Claims of xenophobia and racism as a UK-based magazine provokes an identity that makes up around 500 million of the world’s population.
Global outrage has been sparked across social media after the latest issue of The Economist featured controversial illustrations deemed racist by Arabs worldwide.
Social media users have called out the British magazine for “xenophobia” for its depiction of an Arab, using a traditional men’s headdress with a wick to signify a bomb.
The graphics attempted to paint an image of the de facto Crown Prince of Saudi Arabia, Mohammed bin Salman, also known as MbS, though Arabs worldwide took offence to the depiction.
One such image is of an Arab man, signified by his white robe and headdress, with a belt in the shape of a bomb. Another is of an Arab man whose body is in the shape of a bullet.
Another image distorts an image of an eye and eyebrows to make the latter look like a sword. The fourth image is of a supposed face of an Arab man (distinguished by his headdress) whose face is drawn by a lit match, symbolising terrorism.

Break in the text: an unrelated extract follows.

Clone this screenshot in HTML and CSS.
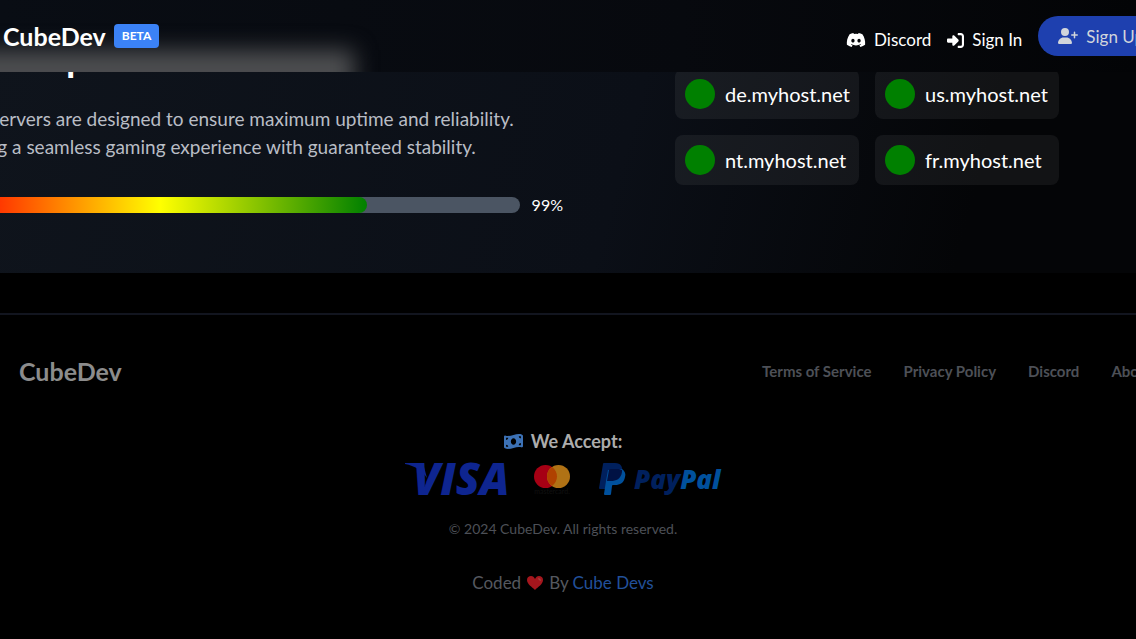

The blanket depiction of Arab identity sparked anger by Arabs online who took to Twitter to shed light on what has been described as a “bigoted” move.
Twitter rages
“This magazine cover is racist. There are thousands of Arabs who wear the head cover (hatta w a’gal), there are many ways to allude to an image of MBS without having a clear illustration of an Arab resembling a bomb. Truly shameful depiction,” a user expressed.
Others pointed towards long and documented accounts of ‘otherisation’ methods of Arabs and Muslims in the western media, usually highlighted through false depictions and radically racist narratives.
Another user said: “Every illustration in TheEconomist latest issue is a re-inscription of racist, xenophobic western media depictions of Arabs as violent terrorists and barbarics. These graphics are dangerous as they imprint right onto the psyche of readers. It’s very shameful-tho unsurprising.”
Such marginalising narrative has served many political leaders in using military interventions to, as infamously phrased ‘bring democracy’ and ‘civilisation’ to many parts of the world.
Former United States President George Bush’s used differences in the world in terms of civilisation, pitting the west versus the other, specifically versus Islam as means to justify his “Global War on Terror” approach.
Post 9/11 era, Bush created a new world enemy: terrorism in line with Islam, i.e. “Islamic terrorism.”
The former US president also did not hesitate to throw around words such as “terrorists” operating in “deserts” and “jungles“, further deepening what is deemed to be an orientalist lens that has prevailed in western narratives of the Middle East.